With Laos being such a poor country, the surrogacy cost is much less than in other countries, with only Ukraine and Kenya having lower costs. On average, it will cost a little more than $50,000 for the whole package, which includes everything from the surrogacy screening to the birth.

Despite the surrogates only receiving a small part of the total cost of surrogacy, compared to wages in the country, it is a significant amount. One surrogate from Laos, who spoke to reporters, confirmed that she was paid for the surrogacy, where she carried twins, and received $8000, which works out to be nearly three times higher than the average annual wage in Vientiane. She was also provided with accommodation in Bangkok, Thailand.

The director of the Australian non-profit organization, Families Through Surrogacy, Sam Everingham, says that more and more people are looking to Laos for wombs for rent, and that their sessions and conferences have attracted around 600 couples and single people, just in Australia, in the last four years.

However, other organizations have warned people to avoid looking to Laos for surrogacy options, as there are warnings that the country may follow suit with the rest of Southeast Asia and end the business.

Yet, the surrogacy clinics in Laos are still promoting their wombs for rent businesses, with many promoting their surrogacy services—particularly the lower surrogacy cost—not just to Western clients but increasingly to China.
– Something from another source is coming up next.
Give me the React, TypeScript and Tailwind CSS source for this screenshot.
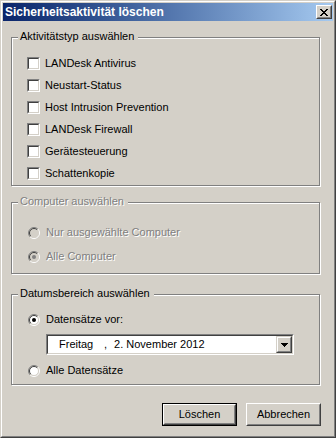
import React from "react";

const face = "bg-[#D4D0C8]";

const Checkbox = () => (
  <div className="w-[13px] h-[13px] shrink-0 border border-t-[#808080] border-l-[#808080] border-r-white border-b-white">
    <div className="w-full h-full bg-white border border-t-[#404040] border-l-[#404040] border-r-[#D4D0C8] border-b-[#D4D0C8]" />
  </div>
);

const Radio = ({ checked, disabled }: { checked?: boolean; disabled?: boolean }) => (
  <svg width="12" height="12" viewBox="0 0 12 12" className="shrink-0">
    <circle cx="6" cy="6" r="4.5" fill={disabled ? "#D4D0C8" : "#fff"} />
    <path d="M2.1 9.9 A5.5 5.5 0 0 1 9.9 2.1" fill="none" stroke="#808080" />
    <path d="M9.9 2.1 A5.5 5.5 0 0 1 2.1 9.9" fill="none" stroke="#fff" />
    <path d="M2.8 9.2 A4.5 4.5 0 0 1 9.2 2.8" fill="none" stroke="#404040" />
    <path d="M9.2 2.8 A4.5 4.5 0 0 1 2.8 9.2" fill="none" stroke="#D4D0C8" />
    {checked && <circle cx="6" cy="6" r="2" fill={disabled ? "#808080" : "#000"} />}
  </svg>
);

const CloseGlyph = () => {
  const rows = [
    [0, 1, 6, 7],
    [1, 2, 5, 6],
    [2, 3, 4, 5],
    [3, 4],
    [2, 3, 4, 5],
    [1, 2, 5, 6],
    [0, 1, 6, 7],
  ];
  return (
    <svg width="8" height="7" viewBox="0 0 8 7" shapeRendering="crispEdges">
      {rows.map((r, y) => r.map((x) => <rect key={`${x}-${y}`} x={x} y={y} width="1" height="1" fill="#000" />))}
    </svg>
  );
};

const GroupBox = ({
  title,
  disabled,
  className,
  children,
}: {
  title: string;
  disabled?: boolean;
  className: string;
  children: React.ReactNode;
}) => (
  <div
    className={`relative ml-[8px] w-[309px] border border-[#808080] shadow-[inset_1px_1px_0_#fff,1px_1px_0_#fff] ${className}`}
  >
    <span
      className={`absolute left-[6px] top-[-8px] ${face} pl-[2px] pr-[4px] leading-[13px] ${
        disabled ? "text-[#808080] [text-shadow:1px_1px_0_#fff]" : "text-black"
      }`}
    >
      {title}
    </span>
    {children}
  </div>
);

const Button = ({ label, isDefault }: { label: string; isDefault?: boolean }) =>
  isDefault ? (
    <div className="w-[75px] h-[23px] border border-black">
      <div className="w-full h-full border border-t-white border-l-white border-r-[#404040] border-b-[#404040]">
        <div className="w-full h-full flex items-center justify-center border border-transparent border-r-[#808080] border-b-[#808080]">
          {label}
        </div>
      </div>
    </div>
  ) : (
    <div className="w-[75px] h-[23px] border border-t-white border-l-white border-r-[#404040] border-b-[#404040]">
      <div className="w-full h-full flex items-center justify-center border border-t-[#D4D0C8] border-l-[#D4D0C8] border-r-[#808080] border-b-[#808080]">
        {label}
      </div>
    </div>
  );

const types = [
  "LANDesk Antivirus",
  "Neustart-Status",
  "Host Intrusion Prevention",
  "LANDesk Firewall",
  "Gerätesteuerung",
  "Schattenkopie",
];

export default function App() {
  return (
    <div className="w-[336px] h-[438px] font-['Liberation_Sans',Arial,sans-serif] text-[11px] leading-[13px] text-black">
      <div className="w-full h-full border border-t-[#D4D0C8] border-l-[#D4D0C8] border-r-[#404040] border-b-[#404040]">
        <div className={`w-full h-full border border-t-white border-l-white border-r-[#808080] border-b-[#808080] p-px ${face} flex flex-col`}>
          {/* caption */}
          <div className="h-[18px] shrink-0 flex items-center justify-between bg-linear-to-r from-[#0A246A] to-[#A6CAF0] pl-[2px] pr-[1px]">
            <span className="font-bold text-white text-[12px] leading-[14px]">Sicherheitsaktivität löschen</span>
            <div className="w-[16px] h-[14px] border border-t-white border-l-white border-r-[#404040] border-b-[#404040]">
              <div className={`w-full h-full ${face} flex items-center justify-center border border-t-[#D4D0C8] border-l-[#D4D0C8] border-r-[#808080] border-b-[#808080]`}>
                <CloseGlyph />
              </div>
            </div>
          </div>

          {/* activity types */}
          <GroupBox title="Aktivitätstyp auswählen" className="mt-[16px] h-[149px] pt-[19px] pl-[15px]">
            <div className="flex flex-col gap-[9px]">
              {types.map((t) => (
                <div key={t} className="flex items-center h-[13px] gap-[5px]">
                  <Checkbox />
                  <span>{t}</span>
                </div>
              ))}
            </div>
          </GroupBox>

          {/* computers */}
          <GroupBox title="Computer auswählen" disabled className="mt-[16px] h-[72px] pt-[23px] pl-[16px]">
            <div className="flex flex-col gap-[11px] text-[#808080] [text-shadow:1px_1px_0_#fff]">
              <div className="flex items-center h-[13px] gap-[6px]">
                <Radio disabled />
                <span>Nur ausgewählte Computer</span>
              </div>
              <div className="flex items-center h-[13px] gap-[6px]">
                <Radio disabled checked />
                <span>Alle Computer</span>
              </div>
            </div>
          </GroupBox>

          {/* date range */}
          <GroupBox title="Datumsbereich auswählen" className="mt-[20px] h-[91px] pt-[18px] pl-[16px]">
            <div className="flex items-center h-[13px] gap-[6px]">
              <Radio checked />
              <span>Datensätze vor:</span>
            </div>
            <div className="mt-[8px] ml-[18px] w-[248px] h-[21px] border border-t-[#808080] border-l-[#808080] border-r-white border-b-white">
              <div className="w-full h-full bg-white border border-t-[#404040] border-l-[#404040] border-r-[#D4D0C8] border-b-[#D4D0C8] flex items-center">
                <span className="pl-[11px] w-[56px] inline-block">Freitag</span>
                <span>,</span>
                <span className="ml-[7px] flex-1">2. November 2012</span>
                <div className="w-[16px] h-[17px] border border-t-[#D4D0C8] border-l-[#D4D0C8] border-r-[#404040] border-b-[#404040]">
                  <div className={`w-full h-full ${face} flex items-center justify-center border border-t-white border-l-white border-r-[#808080] border-b-[#808080]`}>
                    <svg width="7" height="4" viewBox="0 0 7 4" shapeRendering="crispEdges">
                      <path d="M0 0h7v1h-1v1h-1v1h-1v1h-1v-1h-1v-1h-1v-1h-1z" fill="#000" />
                    </svg>
                  </div>
                </div>
              </div>
            </div>
            <div className="mt-[9px] flex items-center h-[13px] gap-[6px]">
              <Radio />
              <span>Alle Datensätze</span>
            </div>
          </GroupBox>

          {/* buttons */}
          <div className="mt-[18px] flex justify-end gap-[9px] pr-[12px]">
            <Button label="Löschen" isDefault />
            <Button label="Abbrechen" />
          </div>
        </div>
      </div>
    </div>
  );
}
Surrogacy was made illegal in China in 2001, and now, with the one-child law being relaxed, more couples may be looking for a second child but be unable to conceive themselves, due to age or other circumstances.

According to figures published by the China Population Association, over 40 million Chinese couples have trouble conceiving. That’s a significant 1 in 8 Chinese couples. It’s also no secret that the one-child policy has helped to create a demographic time bomb. For the fifth year in succession, the labor force shrank; to compound the problem, the proportion of the population over 60 steadily increases. How does a shrinking workforce support a top-heavy, aging population, who also happens to be living longer?

More than 10,000 Chinese babies are estimated to be born yearly to surrogates. More cost-effective solutions in Laos may appeal to Chinese couples, but Chinese media are reporting that the Chinese government may relax its hardliner stance on non-commercial surrogacy.

The communist regime in Laos has tolerated the boom in surrogacy agencies nationwide. How long they continue that policy remains to be seen.